Trump ainda tem familiares na ilha. Dois de seus primos, William e Alasdair Murray, continuam vivendo na casa da família MacLeod em Tong – mas nenhum dos dois está disposto a conversar. "Eles são pessoas boas, mas estão fartos de pessoas perguntando sobre Trump", diz o proprietário de uma loja local.
Uma pessoa que é feliz em falar em Trump é Derick Mackenzie, que criou a comunidade no Facebook "Ilha de Lewis apoia Trump para presidente" (somente pouco mais de cem curtidas até agora). "Eu acho que ele é honesto. E honestidade é raro hoje – especialmente entre os políticos", afirma Mackenzie. "Ele apoia a Bíblia. A razão pela qual nosso mundo está em ruína moral e econômica hoje é porque nós, no Ocidente, a desrespeitamos. Isto é fatal."

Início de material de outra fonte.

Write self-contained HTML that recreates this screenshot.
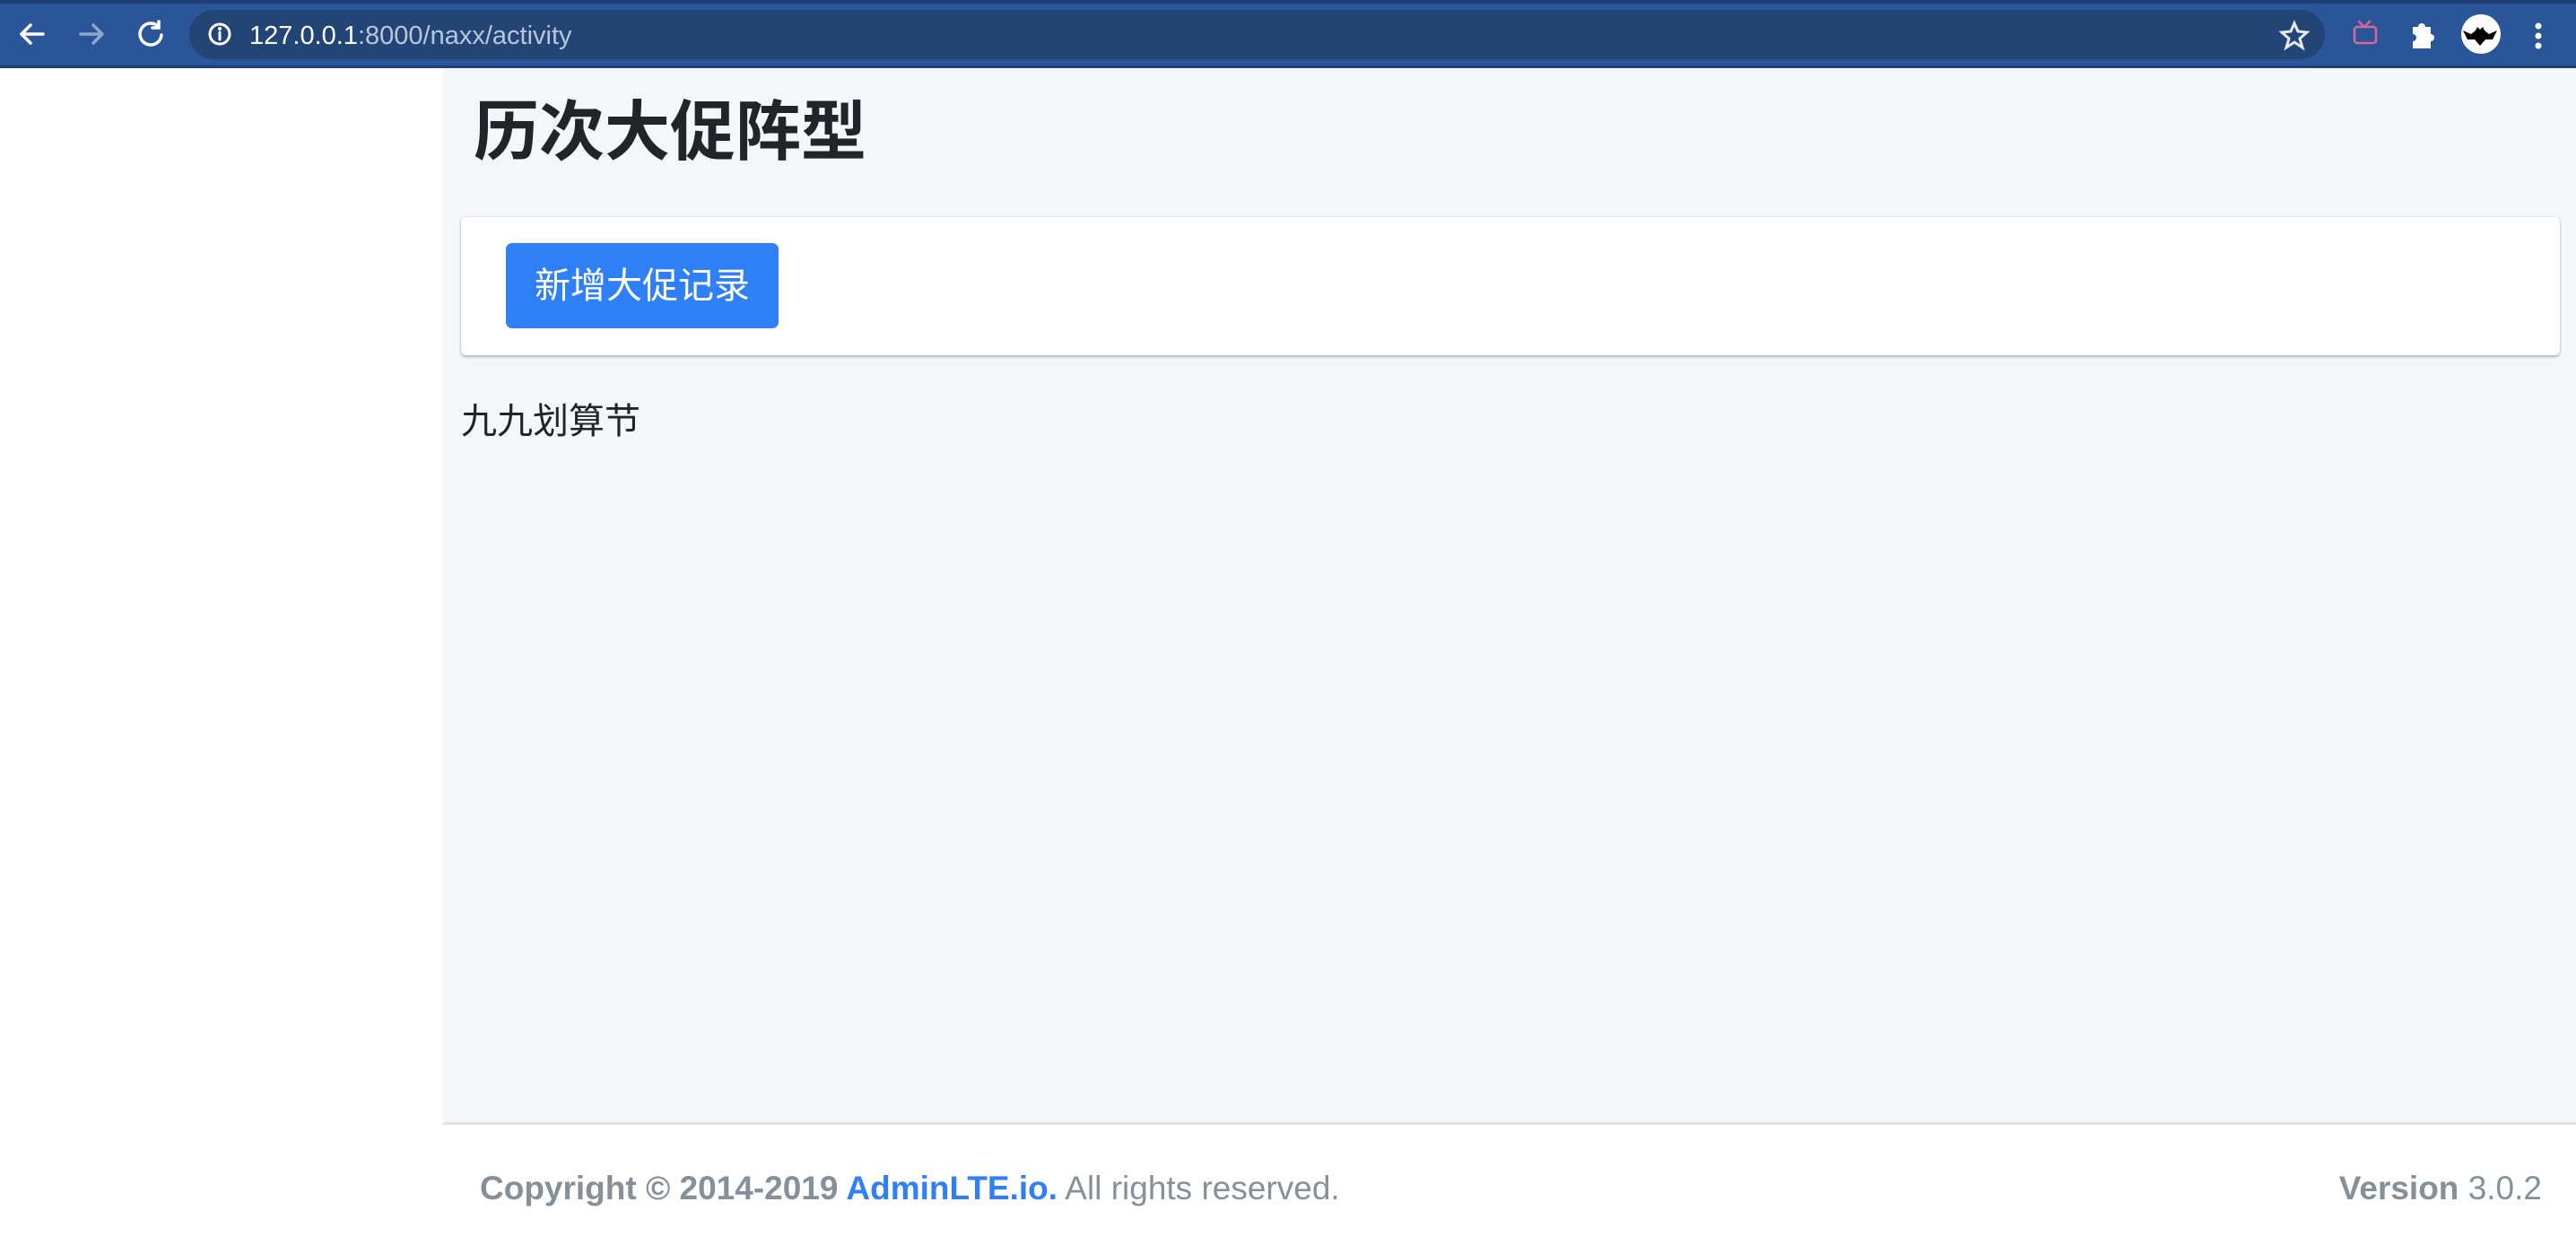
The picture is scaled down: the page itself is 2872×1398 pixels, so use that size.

Família: relação diferente com ilha
Mary Anne voltou regularmente a Lewis antes de sua morte em Nova York, em 2000, aos 88 anos. A irmã mais velha de Trump, Maryanne Trump Barry, uma juíza federal, visitou dezenas de vezes a ilha e é muito querida na região. No ano passado, ela doou 160 mil libras (210 mil euros) para um lar de idosos e uma casa de repouso em Stornoway.
Mas muitos acreditam que Trump só foi a Tong em 2008 porque ele estava tentando angariar apoio público para seu controverso campo de golfe em Aberdeen, construído após o governo escocês entrar em cena e ignorar o conselho local.
"A família tem tido um relacionamento genuíno e de longo prazo com o local", afirma o radialista em língua gaélica Kenny Maciver. "Donald? Não. Ele só tinha interesse até o momento em que o local lhe tinha alguma utilidade .
Há a expectativa que Donald Trump retorne à Escócia no final deste verão europeu – outro campo de golfe que ele possui em Turnberry será reaberto no próximo mês. Mas poucos em Lewis têm a expectativa de que ele faça uma visita surpresa: talvez melhor assim.